O cerco tributário sobre a economia digital

A interferência tributária sobre a economia digital decorre da alta relevância desse modelo de negócio para o mercado globalizado atual/Pixabay
A interferência tributária sobre a economia digital decorre da alta relevância desse modelo de negócio para o mercado globalizado atual/Pixabay
Comércio eletrônico tem potencial para gerar lucros para as empresas e valor para os consumidores.
Fecha de publicación: 25/09/2020

A comercialização de bens e produtos via internet teve crescimento exponencial no período de isolamento social causado pela pandemia de covid-19, ressaltando como o comércio eletrônico (e-commerce) é uma forma moderna e ágil de se concretizar um negócio jurídico. Como não existem fronteiras territoriais nem dificuldades na transação de compra e venda, as empresas podem ser cada vez mais flexíveis e eficientes em suas operações, a fim de atender com mais dinamismo os clientes. 

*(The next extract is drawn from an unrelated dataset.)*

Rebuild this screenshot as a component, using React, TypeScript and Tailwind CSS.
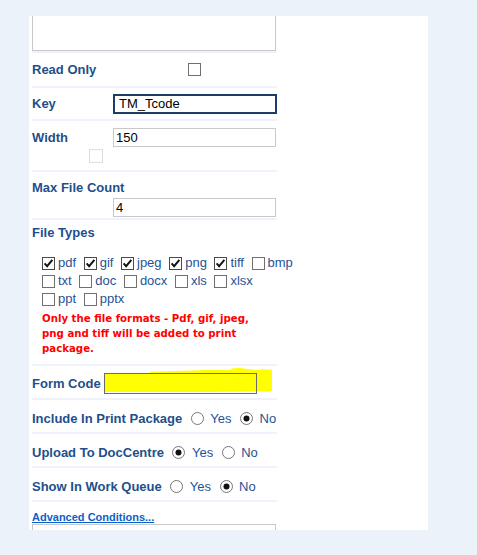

A forte expansão recente mostra como o comércio eletrônico tem potencial para gerar lucros para as empresas e valor para os consumidores, gerando, porém, um aumento inegável dos impactos tributários sobre o setor. Um exemplo é a edição de normas estaduais para ampliar a responsabilidade das plataformas digitais com relação ao controle e ao recolhimento de ICMS sobre as operações desenvolvidas em plataformas digitais, em contraste com as medidas econômicas de proteção adotadas no contexto de pandemia. 

É o caso do estado do Rio de Janeiro, que editou a Lei nº 8.795/20 para, entre outras mudanças na legislação do ICMS do estado, responsabilizar a pessoa jurídica detentora da plataforma eletrônica e o intermediador financeiro pelo pagamento do ICMS nas operações de comércio on-line. Ou seja, passa a existir previsão legal para exigir dos prestadores de serviço de intermediação e dos agentes financeiros o recolhimento do imposto estadual, o que ordinariamente é de responsabilidade dos vendedores/lojistas que realizam vendas de produtos em plataformas digitais. 

Seguindo essa mesma lógica, o estado de São Paulo, por meio da Portaria CAT nº 156/10, disciplinou o cumprimento de obrigações acessórias pelos prestadores de serviços de intermediação comercial em ambiente virtual e pelos prestadores de serviços relacionados ao comércio eletrônico, deixando claro, entretanto, que o cumprimento dessas obrigações afasta qualquer responsabilidade solidária para as empresas do setor. 

A legislação fluminense e paulista não são, no entanto, uma novidade no ordenamento jurídico brasileiro. Bahia, Ceará e Mato Grosso, por exemplo, já publicaram atos normativos semelhantes – respectivamente, as leis nº 14.183/19, 16.904/19 e 11.081/20. 

É fato, porém, que o cerco tributário sobre a economia digital não se restringe às políticas estaduais. Avançam também no Congresso Nacional as discussões sobre a primeira parte da reforma tributária delineada pelo governo federal. O Projeto de Lei nº 3.887/20, proposto pelo ministro da Economia, Paulo Guedes, visa unificar o PIS e a Cofins – inclusive nas operações de importação – por meio da instituição de um novo tributo sobre o valor agregado, denominado Contribuição Social sobre Operações com Bens e Serviços (CBS). 

Especificamente quanto às operações realizadas no comércio on-line, o art. 5º do PL 3.887/20 estabelece que as plataformas digitais são responsáveis por recolherem a CBS nas hipóteses em que a pessoa jurídica vendedora não registre a operação mediante a emissão de documento fiscal eletrônico. 

Além disso, o art. 65 do PL 3.887/20 compreende como responsáveis solidários pelo recolhimento da nova CBS incidente sobre as importações de bens, entre outros, as plataformas digitais domiciliadas no exterior nas operações realizadas por seu intermédio. Para tanto, caberá à plataforma se cadastrar na administração tributária para cumprir as obrigações acessórias relativas à CBS (tais obrigações não foram detalhadas no projeto). 

A interferência tributária sobre a economia digital, especialmente no que tange à responsabilização tributária do comércio eletrônico, decorre da alta relevância desse modelo de negócio para o mercado globalizado atual. No entanto, é importante destacar que não cabe ao direito tributário inviabilizar o desenvolvimento de determinada atividade econômica, mas sim buscar sempre padrões de uma tributação neutra e eficaz. 

Assim, não só as autoridades políticas devem ter cuidado ao conceber novas proposições como também os players do mercado devem dar extrema atenção às alterações impostas pela legislação, uma vez que as obrigações tributárias têm elevado impacto sobre um modelo de negócio extremamente rápido, dinâmico e fluido.

*André Menon é sócio do Machado Meyer e Guilherme Martinez é advogado do escritório. Os dois são da área tributária.